*MATERIAL PROVIDED*:

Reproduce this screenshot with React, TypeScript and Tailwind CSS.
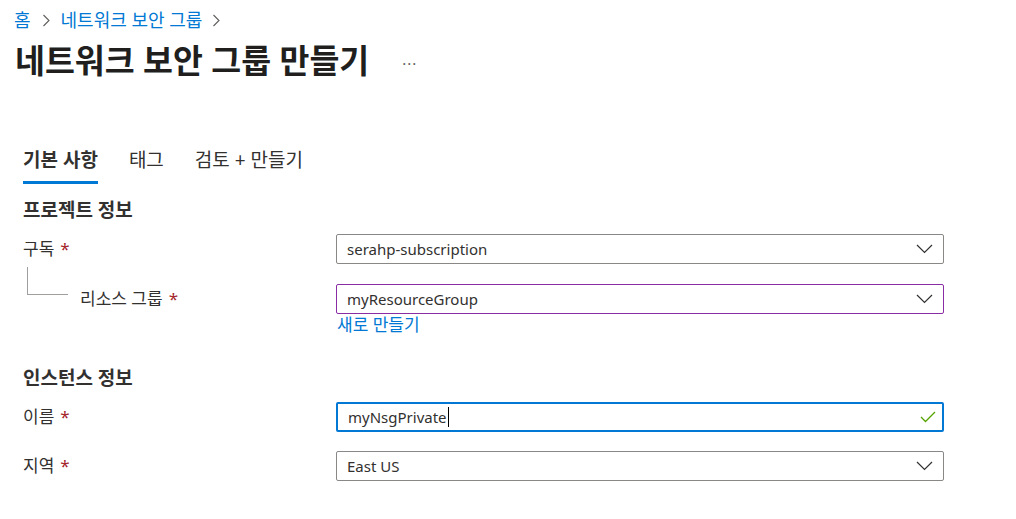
import React from "react";

const font = { fontFamily: '"Segoe UI", "Noto Sans", "Noto Sans CJK KR", sans-serif' };

function ChevronDown() {
  return (
    <svg width="17" height="10" viewBox="0 0 17 10" fill="none" className="shrink-0">
      <path d="M1 1 L8.5 8.5 L16 1" stroke="#323130" strokeWidth="1.2" />
    </svg>
  );
}

function ChevronRight() {
  return (
    <svg width="8" height="13" viewBox="0 0 8 13" fill="none" className="shrink-0">
      <path d="M1.5 1 L7 6.5 L1.5 12" stroke="#605e5c" strokeWidth="1.1" />
    </svg>
  );
}

function Check() {
  return (
    <svg width="16" height="12" viewBox="0 0 16 12" fill="none" className="shrink-0">
      <path d="M1 6 L5.5 10.5 L15 1" stroke="#57a300" strokeWidth="1.3" />
    </svg>
  );
}

function Required() {
  return <span className="ml-[6px] text-[#a4262c]">*</span>;
}

function Field({
  value,
  variant = "default",
  icon = "chevron",
}: {
  value: string;
  variant?: "default" | "purple" | "focus";
  icon?: "chevron" | "check";
}) {
  const border =
    variant === "purple"
      ? "border border-[#8a2da5]"
      : variant === "focus"
      ? "border-2 border-[#0078d4]"
      : "border border-[#8a8886]";
  return (
    <div
      className={`flex h-[30px] w-[608px] items-center justify-between rounded-[2px] bg-white ${border} ${
        variant === "focus" ? "pl-[10px] pr-[6px]" : "pl-[10px] pr-[10px]"
      }`}
    >
      <span className="flex items-center text-[15px] leading-[20px] text-[#323130]">
        {value}
        {variant === "focus" && <span className="ml-px inline-block h-[20px] w-px bg-black" />}
      </span>
      {icon === "chevron" ? <ChevronDown /> : <Check />}
    </div>
  );
}

export default function App() {
  return (
    <div className="min-h-screen w-[1016px] bg-white text-[#323130]" style={font}>
      {/* breadcrumb */}
      <div className="mt-[8px] flex h-[24px] items-center px-[14px] text-[18px] leading-[24px] text-[#0078d4]">
        <span>홈</span>
        <span className="mx-[11px]">
          <ChevronRight />
        </span>
        <span>네트워크 보안 그룹</span>
        <span className="ml-[10px]">
          <ChevronRight />
        </span>
      </div>

      {/* title */}
      <div className="mt-[9px] flex h-[40px] items-center px-[15px]">
        <h1 className="text-[32.5px] font-bold leading-[40px] text-[#201f1e]">네트워크 보안 그룹 만들기</h1>
        <span className="ml-[33px] mt-[4px] text-[15px] tracking-[1px] text-[#605e5c]">···</span>
      </div>

      {/* tabs */}
      <div className="mt-[65px] flex gap-[31px] px-[23px] text-[19px] leading-[28px]">
        <div className="flex flex-col">
          <span className="font-semibold text-[#323130]">기본 사항</span>
          <div className="mt-[7px] h-[3px] bg-[#0078d4]" />
        </div>
        <span>태그</span>
        <span>검토 + 만들기</span>
      </div>

      <div className="px-[23px]">
        <h2 className="mt-[13px] text-[19px] font-bold leading-[26px] text-[#323130]">프로젝트 정보</h2>

        <div className="mt-[11px] flex items-center">
          <div className="w-[313px] text-[17px]">
            구독
            <Required />
          </div>
          <Field value="serahp-subscription" />
        </div>

        <div className="mt-[20px] flex items-start">
          <div className="relative flex h-[30px] w-[313px] items-center pl-[57px] text-[17px]">
            <div className="absolute left-[4px] top-[-17px] h-[28px] w-[41px] border-b border-l border-[#a19f9d]" />
            리소스 그룹
            <Required />
          </div>
          <div className="flex flex-col">
            <Field value="myResourceGroup" variant="purple" />
            <span className="pl-px text-[17px] leading-[22px] text-[#0078d4]">새로 만들기</span>
          </div>
        </div>

        <h2 className="mt-[29px] text-[19px] font-bold leading-[26px]">인스턴스 정보</h2>

        <div className="mt-[11px] flex items-center">
          <div className="w-[313px] text-[17px]">
            이름
            <Required />
          </div>
          <Field value="myNsgPrivate" variant="focus" icon="check" />
        </div>

        <div className="mt-[19px] flex items-center">
          <div className="w-[313px] text-[17px]">
            지역
            <Required />
          </div>
          <Field value="East US" />
        </div>
      </div>
    </div>
  );
}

*EXERCISE DIRECTIONS*: Reproduce the listing exactly. Leave its pictures out.

*RESPONSE BELOW*:
Reproduce this screenshot with React, TypeScript and Tailwind CSS.
import React from "react";

const font = { fontFamily: '"Segoe UI", "Noto Sans", "Noto Sans CJK KR", sans-serif' };

function ChevronDown() {
  return (
    <svg width="17" height="10" viewBox="0 0 17 10" fill="none" className="shrink-0">
      <path d="M1 1 L8.5 8.5 L16 1" stroke="#323130" strokeWidth="1.2" />
    </svg>
  );
}

function ChevronRight() {
  return (
    <svg width="8" height="13" viewBox="0 0 8 13" fill="none" className="shrink-0">
      <path d="M1.5 1 L7 6.5 L1.5 12" stroke="#605e5c" strokeWidth="1.1" />
    </svg>
  );
}

function Check() {
  return (
    <svg width="16" height="12" viewBox="0 0 16 12" fill="none" className="shrink-0">
      <path d="M1 6 L5.5 10.5 L15 1" stroke="#57a300" strokeWidth="1.3" />
    </svg>
  );
}

function Required() {
  return <span className="ml-[6px] text-[#a4262c]">*</span>;
}

function Field({
  value,
  variant = "default",
  icon = "chevron",
}: {
  value: string;
  variant?: "default" | "purple" | "focus";
  icon?: "chevron" | "check";
}) {
  const border =
    variant === "purple"
      ? "border border-[#8a2da5]"
      : variant === "focus"
      ? "border-2 border-[#0078d4]"
      : "border border-[#8a8886]";
  return (
    <div
      className={`flex h-[30px] w-[608px] items-center justify-between rounded-[2px] bg-white ${border} ${
        variant === "focus" ? "pl-[10px] pr-[6px]" : "pl-[10px] pr-[10px]"
      }`}
    >
      <span className="flex items-center text-[15px] leading-[20px] text-[#323130]">
        {value}
        {variant === "focus" && <span className="ml-px inline-block h-[20px] w-px bg-black" />}
      </span>
      {icon === "chevron" ? <ChevronDown /> : <Check />}
    </div>
  );
}

export default function App() {
  return (
    <div className="min-h-screen w-[1016px] bg-white text-[#323130]" style={font}>
      {/* breadcrumb */}
      <div className="mt-[8px] flex h-[24px] items-center px-[14px] text-[18px] leading-[24px] text-[#0078d4]">
        <span>홈</span>
        <span className="mx-[11px]">
          <ChevronRight />
        </span>
        <span>네트워크 보안 그룹</span>
        <span className="ml-[10px]">
          <ChevronRight />
        </span>
      </div>

      {/* title */}
      <div className="mt-[9px] flex h-[40px] items-center px-[15px]">
        <h1 className="text-[32.5px] font-bold leading-[40px] text-[#201f1e]">네트워크 보안 그룹 만들기</h1>
        <span className="ml-[33px] mt-[4px] text-[15px] tracking-[1px] text-[#605e5c]">···</span>
      </div>

      {/* tabs */}
      <div className="mt-[65px] flex gap-[31px] px-[23px] text-[19px] leading-[28px]">
        <div className="flex flex-col">
          <span className="font-semibold text-[#323130]">기본 사항</span>
          <div className="mt-[7px] h-[3px] bg-[#0078d4]" />
        </div>
        <span>태그</span>
        <span>검토 + 만들기</span>
      </div>

      <div className="px-[23px]">
        <h2 className="mt-[13px] text-[19px] font-bold leading-[26px] text-[#323130]">프로젝트 정보</h2>

        <div className="mt-[11px] flex items-center">
          <div className="w-[313px] text-[17px]">
            구독
            <Required />
          </div>
          <Field value="serahp-subscription" />
        </div>

        <div className="mt-[20px] flex items-start">
          <div className="relative flex h-[30px] w-[313px] items-center pl-[57px] text-[17px]">
            <div className="absolute left-[4px] top-[-17px] h-[28px] w-[41px] border-b border-l border-[#a19f9d]" />
            리소스 그룹
            <Required />
          </div>
          <div className="flex flex-col">
            <Field value="myResourceGroup" variant="purple" />
            <span className="pl-px text-[17px] leading-[22px] text-[#0078d4]">새로 만들기</span>
          </div>
        </div>

        <h2 className="mt-[29px] text-[19px] font-bold leading-[26px]">인스턴스 정보</h2>

        <div className="mt-[11px] flex items-center">
          <div className="w-[313px] text-[17px]">
            이름
            <Required />
          </div>
          <Field value="myNsgPrivate" variant="focus" icon="check" />
        </div>

        <div className="mt-[19px] flex items-center">
          <div className="w-[313px] text-[17px]">
            지역
            <Required />
          </div>
          <Field value="East US" />
        </div>
      </div>
    </div>
  );
}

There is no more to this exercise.